Fringe review: ‘Full of Grace,’ Feline Five, Orlando
By Elizabeth Maupin
Not every Fringe performer gets a one-woman drama written just for her. But Kathy Baker Wood is not just any Fringe performer: Last year she won the Fringe’s best-actress award in The Dream Jar, and this year she’s back in Full of Grace, a solo piece she wrote with Dream Jar’s Mik Jacobs. It’s an engaging script, but the best thing about it is that it lets you spend nearly an hour with Wood.
In Full of Grace she’s an elderly Irish woman, fond of her bottle and stuck in her dingy apartment, who comes upon a statuette of the Virgin Mary. She begins talking to the statue, and before you know it she’s telling the story of a girl who got pregnant and whose baby was taken away from her at birth.

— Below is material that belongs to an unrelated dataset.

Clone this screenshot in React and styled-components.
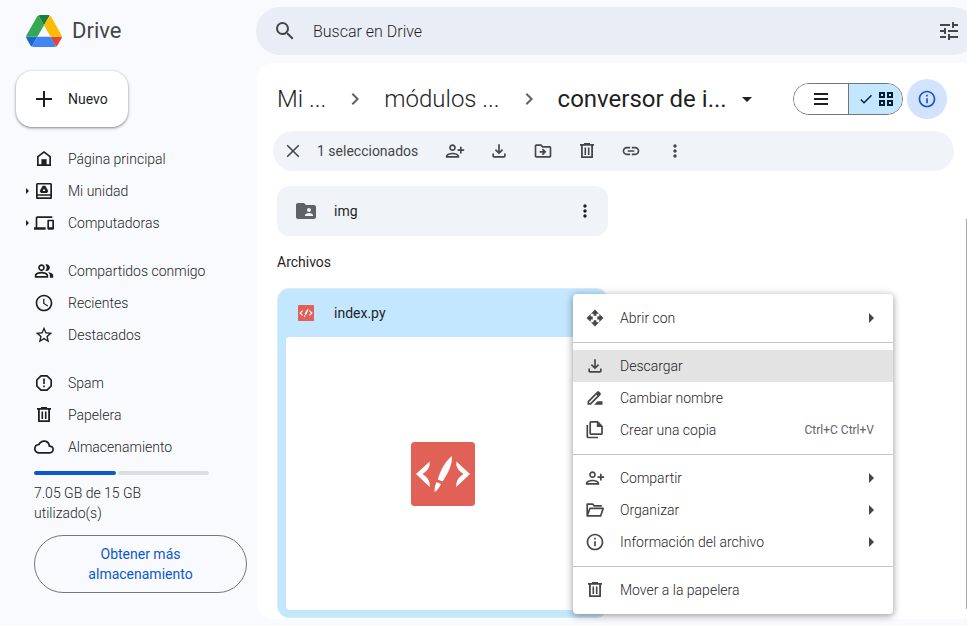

That the girl and the woman are one and the same should be no surprise, and neither should the two monologues that follow, each of them delivered by women who are thrown by motherhood. And that the Virgin Mary was once in a similar situation makes Wood and Jacobs’s script a little neat for comfort – not to mention the fact that I’ve never known anybody to talk to a statue for that long.
Yet it’s a pleasure to watch and listen to Wood create her three characters – the stooped-over, cantankerous elderly woman (if she had a name, I missed it); the short-tempered, shortsighted career woman, Chloe, who breezes in midway through; and the track-suited young American woman, Allison, who stumbles into the unfamiliar house at the end.
Wood has a low, earthy voice, and her body seems to change as she shifts from one character to the next. But she seems most at home with Allison, who moves easily in her body and has an open face that lights up the room – as Wood does this play.
Remaining performances: 11:40 p.m. Friday 5/28, 2:15 p.m. Saturday 5/29. Blue venue.